Miller’s love affair with the ocean began long before she established her dive shop back in February 2022.
“I used to work at Atlantis as an aquarist. All I wanted to do was to drive boats and be a boat captain, which I did. There were hardly any female boat captains at that time. In 2018, I switched gears and worked at Stuart Cove’s as an open water instructor. That’s where I met Hayley [Jo Carr, a PADI Master Instructor and director of the Reef Rescue Network] and was inspired to become the first Bahamian PADI course director,” explained Miller.
“Throughout my life I’ve worked in a male-dominated field, where women are constantly overshadowed. Only two percent of dive instructors in The Bahamas were women when I first started out.”
She added: “There is a lot of negativity that comes from people. There are a lot of males that say that you cannot do it. The only way to progress and thrive is for you to believe in yourself until you succeed.”
It’s not lost on Miller that against all odds she opened a dive shop at a time when reefs, the principal underwater attraction, are under attack like never before – from global warming and the ravaging impact of Stony Coral Tissue Loss Disease (SCTLD) that’s wiping out hard coral reefs throughout The Bahamas, Florida and the Caribbean.
Moreover, the international partners she has come to depend upon have been largely sidelined. Not one to sit idly by, Miller and her Shannen’s Scuba Safari joined the RRN, the largest coral restoration initiative in The Bahamas.
She’s contributing by maintaining her own coral nursery and has committed to working with RRN staff and local volunteers to grow and plant corals to regenerate the reefs around New Providence.
Shannen’s Scuba Safari is one of more than 30 Reef Rescue Network partners growing nearly 8,000 corals on 14 different islands, 12 of which are in The Bahamas.
The dive shop’s relationship with RRN spun out of Miller’s ties to PIMS, the non-profit scientific organization specializing in ocean research, conservation and education for more than 50 years.

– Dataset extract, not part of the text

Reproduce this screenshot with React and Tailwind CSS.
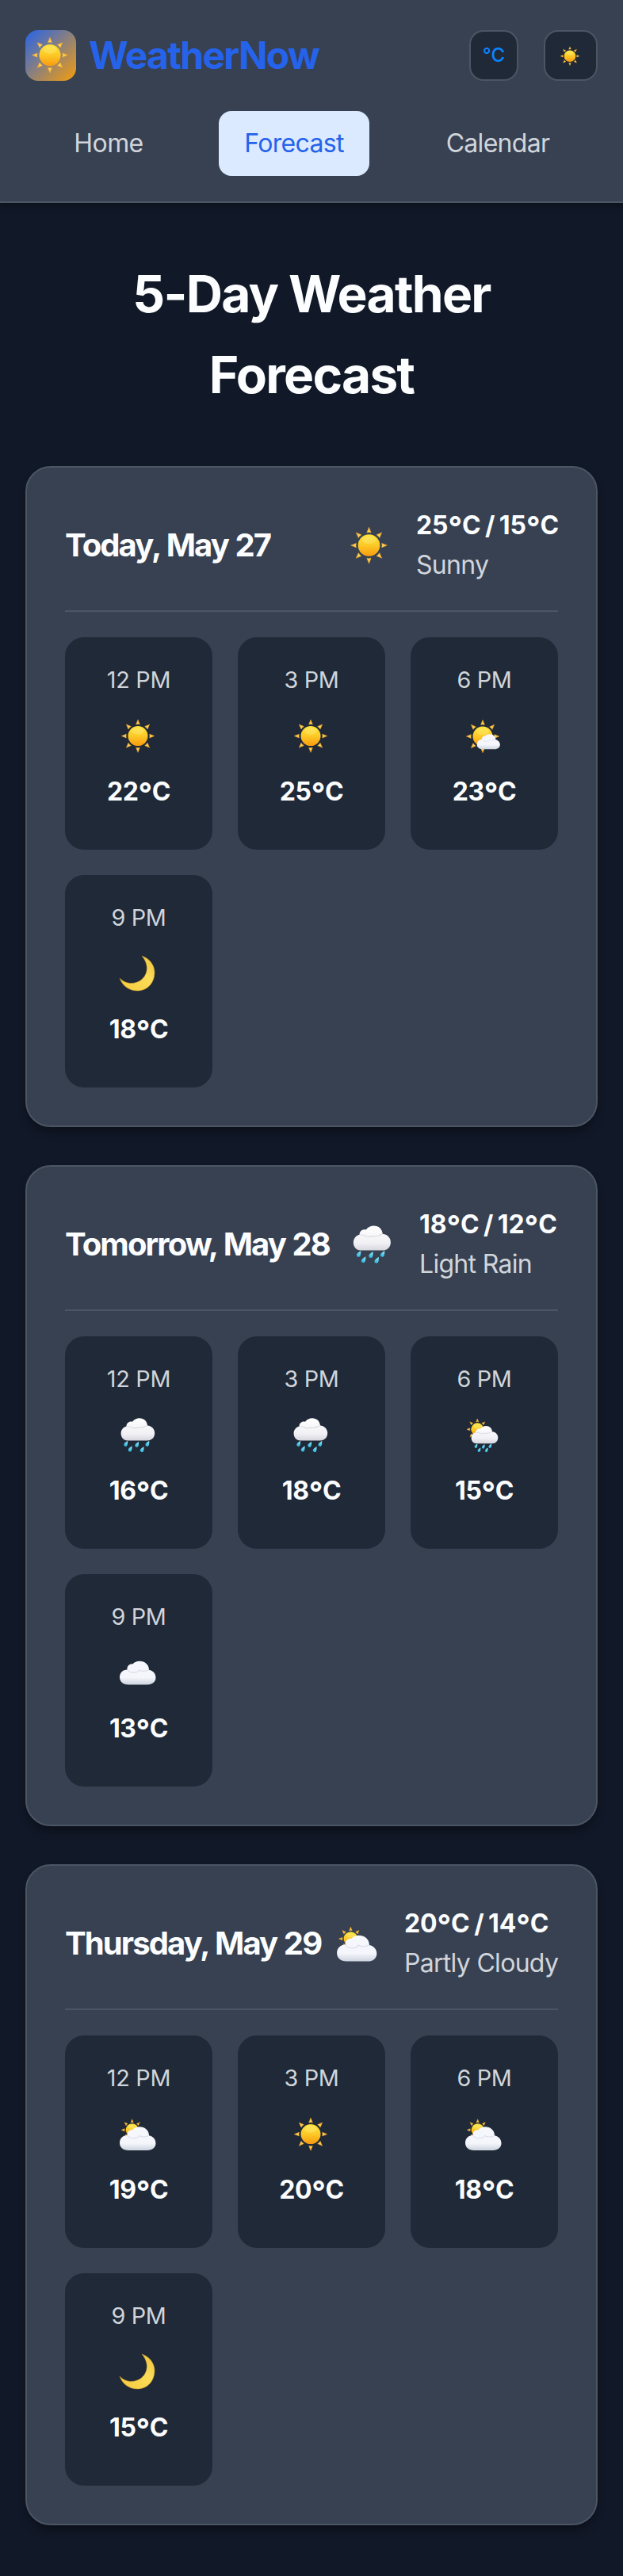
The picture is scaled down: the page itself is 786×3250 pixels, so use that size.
import React from "react";

const rays = [0, 45, 90, 135, 180, 225, 270, 315];

function SunShape({ cx, cy, r, tip }) {
  const base = r * 1.17;
  const half = r * 0.19;
  return (
    <g transform={`translate(${cx} ${cy})`}>
      {rays.map((a) => (
        <path
          key={a}
          transform={`rotate(${a})`}
          d={`M0 ${-tip} L${half} ${-base} Q0 ${-base - 0.8} ${-half} ${-base} Z`}
          fill="url(#rayFill)"
          stroke="#f2a62c"
          strokeWidth="0.5"
          strokeLinejoin="round"
        />
      ))}
      <circle r={r} fill="url(#sunFill)" />
      <ellipse cy={-r * 0.5} rx={r * 0.62} ry={r * 0.36} fill="#fff59a" opacity="0.3" />
    </g>
  );
}

function RainCloud() {
  return (
    <g>
      <path
        d="M11 30.4C5.5 30.4 2.6 26 2.6 21.5C2.6 17 5.5 13.5 9.5 12.5C9.5 8.5 13 5.8 17 6.8C19 3.8 22.5 2.3 26 2.3C31.5 2.3 35.5 6 36 11.5C41.5 12 45.2 16 45.2 21C45.2 26.5 41.5 30.4 36 30.4Z"
        fill="url(#cloudFill)"
      />
      <path
        d="M10.5 13Q14.5 12.2 17 14.2Q20 15.6 23 14Q29 15.2 35.5 11.8"
        fill="none"
        stroke="#c9ccd5"
        strokeWidth="1.1"
        opacity="0.65"
      />
    </g>
  );
}

function PuffyCloud() {
  return (
    <g>
      <path
        d="M12 44C5 44 1 40 1 34.5C1 29 5 25 10.5 25C10 20.5 13.5 17.5 17.5 18C19.5 15.5 22.5 14.3 26 14.3C33 14.3 38 19 38 25.3C43 26.3 46.5 30 46.5 35C46.5 40.5 42 44 36 44Z"
        fill="url(#puffFill)"
      />
      <path
        d="M11 25.5Q14 29.5 20 28.5Q23 29.5 25.5 25.5Q31 28.5 37.5 25.5"
        fill="none"
        stroke="#cbd1df"
        strokeWidth="1.1"
        opacity="0.6"
      />
    </g>
  );
}

function Drops({ points, size }) {
  return points.map(([x, y]) => (
    <path
      key={x}
      transform={`translate(${x} ${y}) rotate(28) scale(${size})`}
      d="M0 -4C1.2 -1.6 2 -0.4 2 1.1A2 2 0 0 1 -2 1.1C-2 -0.4 -1.2 -1.6 0 -4Z"
      fill="url(#dropFill)"
    />
  ));
}

function WeatherIcon({ kind, className }) {
  return (
    <svg viewBox="0 0 48 48" className={className} aria-hidden="true">
      {kind === "sun" && <SunShape cx={24} cy={23.6} r={12.5} tip={20.7} />}
      {kind === "mostlySunny" && (
        <>
          <SunShape cx={23} cy={24} r={12.5} tip={20.7} />
          <g transform="translate(15.1 12.1) scale(0.64)">
            <PuffyCloud />
          </g>
        </>
      )}
      {kind === "partlyCloudy" && (
        <>
          <SunShape cx={16.7} cy={18.2} r={8} tip={13.5} />
          <PuffyCloud />
        </>
      )}
      {kind === "rain" && (
        <>
          <RainCloud />
          <Drops size={1.1} points={[[9, 34.6], [23, 35.6], [36.2, 34.6], [14.5, 41.2], [29.5, 41.8]]} />
        </>
      )}
      {kind === "sunRain" && (
        <>
          <SunShape cx={16.3} cy={16.3} r={8} tip={13.3} />
          <g transform="translate(6.6 10.2) scale(0.79)">
            <RainCloud />
          </g>
          <Drops size={0.85} points={[[14.7, 37.4], [24, 38.2], [32.5, 37.4], [18.7, 42.4], [28, 42.6]]} />
        </>
      )}
      {kind === "moon" && (
        <path
          d="M29 1C38.5 4.5 45 12 45 22C45 35 36 45 23.5 45C13 45 4.5 39 1 29C8 37 20.5 37.5 28.5 31C37 24 38 11.5 29 1Z"
          fill="url(#moonFill)"
          stroke="#c99a2a"
          strokeWidth="0.5"
        />
      )}
      {kind === "cloud" && (
        <g transform="translate(0 -5.6)">
          <PuffyCloud />
        </g>
      )}
    </svg>
  );
}

function IconPaints() {
  return (
    <svg className="absolute size-0" aria-hidden="true">
      <defs>
        <linearGradient id="sunFill" x1="0" y1="0" x2="0" y2="1">
          <stop offset="0" stopColor="#fde238" />
          <stop offset="0.5" stopColor="#fdc926" />
          <stop offset="1" stopColor="#f89a10" />
        </linearGradient>
        <linearGradient id="rayFill" x1="0" y1="0" x2="0" y2="1">
          <stop offset="0" stopColor="#fbb731" />
          <stop offset="1" stopColor="#fdd862" />
        </linearGradient>
        <linearGradient id="cloudFill" x1="0" y1="0" x2="0" y2="1">
          <stop offset="0" stopColor="#ffffff" />
          <stop offset="0.7" stopColor="#f1f1f5" />
          <stop offset="1" stopColor="#d6d6de" />
        </linearGradient>
        <linearGradient id="puffFill" x1="0" y1="0" x2="0" y2="1">
          <stop offset="0" stopColor="#f6f8fd" />
          <stop offset="0.7" stopColor="#f4f6fb" />
          <stop offset="1" stopColor="#cdd3df" />
        </linearGradient>
        <linearGradient id="dropFill" x1="0" y1="0" x2="0" y2="1">
          <stop offset="0" stopColor="#a0ecfa" />
          <stop offset="1" stopColor="#25b4df" />
        </linearGradient>
        <linearGradient id="moonFill" x1="0" y1="1" x2="1" y2="0">
          <stop offset="0" stopColor="#f5c93c" />
          <stop offset="0.6" stopColor="#fbdc58" />
          <stop offset="1" stopColor="#eec040" />
        </linearGradient>
      </defs>
    </svg>
  );
}

const days = [
  {
    name: "Today, May 27",
    icon: "sun",
    temps: "25°C / 15°C",
    text: "Sunny",
    width: "w-[179px]",
    hours: [["12 PM", "sun", "22°C"], ["3 PM", "sun", "25°C"], ["6 PM", "mostlySunny", "23°C"], ["9 PM", "moon", "18°C"]],
  },
  {
    name: "Tomorrow, May 28",
    icon: "rain",
    temps: "18°C / 12°C",
    text: "Light Rain",
    width: "w-[175px]",
    hours: [["12 PM", "rain", "16°C"], ["3 PM", "rain", "18°C"], ["6 PM", "sunRain", "15°C"], ["9 PM", "cloud", "13°C"]],
  },
  {
    name: "Thursday, May 29",
    icon: "partlyCloudy",
    temps: "20°C / 14°C",
    text: "Partly Cloudy",
    width: "w-[194px]",
    hours: [["12 PM", "partlyCloudy", "19°C"], ["3 PM", "sun", "20°C"], ["6 PM", "partlyCloudy", "18°C"], ["9 PM", "moon", "15°C"]],
  },
];

// Temperatures are set with a slightly enlarged degree ring.
function Temp({ value }) {
  return value.split("°").map((part, i) => (
    <React.Fragment key={i}>
      {i > 0 && <span className="align-[-0.14em] text-[1.2em] leading-none">°</span>}
      {part}
    </React.Fragment>
  ));
}

function HourTile({ hour, icon, temp }) {
  return (
    <div className="flex h-[268px] flex-col items-center rounded-3xl bg-[#1f2937] pt-[31px]">
      <div className="h-[46px] text-[28.8px] leading-[46px] tracking-[-0.3px] text-[#d1d5db]">{hour}</div>
      <WeatherIcon kind={icon} className="mt-6 mr-0.5 size-12" />
      <div className="mt-5 h-[51px] text-[32px] leading-[51px] font-bold tracking-[-0.4px]">
        <Temp value={temp} />
      </div>
    </div>
  );
}

function DayCard({ day }) {
  return (
    <section className="h-[834px] rounded-[32px] border-2 border-[#4b5563] bg-[#374151] p-12 shadow-[0_8px_12px_-2px_rgba(0,0,0,0.35)]">
      <div className="flex h-[134px] items-center justify-between border-b-2 border-[#4b5563] pb-8">
        <h2 className="text-[40px] leading-[64px] font-bold tracking-[-1.9px] whitespace-nowrap [word-spacing:1px]">
          {day.name}
        </h2>
        <div className="flex items-center gap-8">
          <div className="flex w-14 shrink-0 justify-center">
            <WeatherIcon kind={day.icon} className="size-[53px] shrink-0" />
          </div>
          <div className={`${day.width} text-[32px] leading-[50px] whitespace-nowrap`}>
            <div className="h-[50px] font-bold tracking-[-0.1px] [word-spacing:-2px]">
              <Temp value={day.temps} />
            </div>
            <div className="h-[50px] tracking-[-0.7px] text-[#d1d5db]">{day.text}</div>
          </div>
        </div>
      </div>
      <div className="mt-8 grid grid-cols-3 gap-8">
        {day.hours.map(([hour, icon, temp]) => (
          <HourTile key={hour} hour={hour} icon={icon} temp={temp} />
        ))}
      </div>
    </section>
  );
}

export default function App() {
  return (
    <div className="h-[3250px] w-[786px] bg-[#111827] font-['Inter',sans-serif] text-[#fcfdfe]">
      <IconPaints />
      <header className="flex h-64 flex-col gap-[38px] border-b-2 border-[#4b5563] bg-[#374151] px-8 pt-[38px] shadow-[0_4px_8px_rgba(0,0,0,0.3)]">
        <div className="flex h-16 items-center justify-between">
          <div className="flex items-center gap-4">
            <div className="flex size-16 items-center justify-center rounded-2xl bg-[linear-gradient(135deg,#2563eb,#f59e0b)] pr-0.5">
              <WeatherIcon kind="sun" className="size-[52px]" />
            </div>
            <span className="text-[48px] leading-[62px] font-bold tracking-[-1.7px] text-[#2563eb]">WeatherNow</span>
          </div>
          <div className="flex gap-8">
            <button className="flex h-16 w-[62px] items-center justify-center rounded-[18px] border-2 border-[#4b5563] bg-[#1f2937] text-2xl text-[#0a84ff]">
              <span className="font-medium">°C</span>
            </button>
            <button className="flex h-16 w-[68px] items-center justify-center rounded-[18px] border-2 border-[#4b5563] bg-[#1f2937] pt-0.5 pr-0.5">
              <WeatherIcon kind="sun" className="size-7" />
            </button>
          </div>
        </div>
        <nav className="flex h-[82px] items-center pl-[29px] text-[32px] leading-[82px] text-[#d1d5db]">
          <a className="w-[152px] text-center tracking-[-0.6px]">Home</a>
          <a className="ml-[63px] w-[190px] rounded-2xl bg-[#dbeafe] text-center tracking-[-0.7px] text-[#2563eb]">Forecast</a>
          <a className="ml-[64px] w-[196px] text-center tracking-[-0.7px]">Calendar</a>
        </nav>
      </header>
      <main className="px-8 pt-16">
        <h1 className="mb-16 h-[204px] text-center text-[64px] leading-[102px] font-bold tracking-[-1.7px]">
          5-Day Weather
          <br />
          Forecast
        </h1>
        <div className="flex flex-col gap-12">
          {days.map((day) => (
            <DayCard key={day.name} day={day} />
          ))}
        </div>
      </main>
    </div>
  );
}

The Perry Institute launched the Reef Rescue Network in 2017. Hayley-Jo Carr, PIMS’ marine conservationist and its PADI course director serves as director of the Network.
Through PIMS, Miller completed her Professional Association of Diving Instructors (PADI) Instructor Development Course (IDC) Staff Instructor, an extremely valuable certification within the dive industry which allows her to train new PADI leaders. PIMS is also supporting Miller on her journey to becoming a PADI Master Instructor, following in the footsteps of Carr.
In fact, it’s the combine efforts of PIMS and RRN that created the Reef Rescue Diver specialty course with PADI. It’s a scuba diving certification program specifically designed for coral restoration that Miller and other local dive shop operators can offer to guests.
Despite their track record – the Perry Institute alerted Bahamian authorities to SCTLD presence in The Bahamas and RRN trained 70 PADI reef rescue diver instructors and created a shareable, digital database of all coral restoration efforts – both organizations have found themselves battling permit problems of late, rather than helping turn the tide in the fight against stony coral tissue loss disease.
As it now stands, without government permit from the Ministry of Environment and Natural Resources, the Reef Rescue Network could lose more than USD $1 million of research funding from global partners who see the value in funding marine research and conservation efforts.
Said Miller: “Our country is on the frontlines of climate change and our coral reefs will be on the brink of collapse if we do nothing. The Bahamas needs all of the allies and financial assistance it can muster in helping to preserve our oceans for future generations.”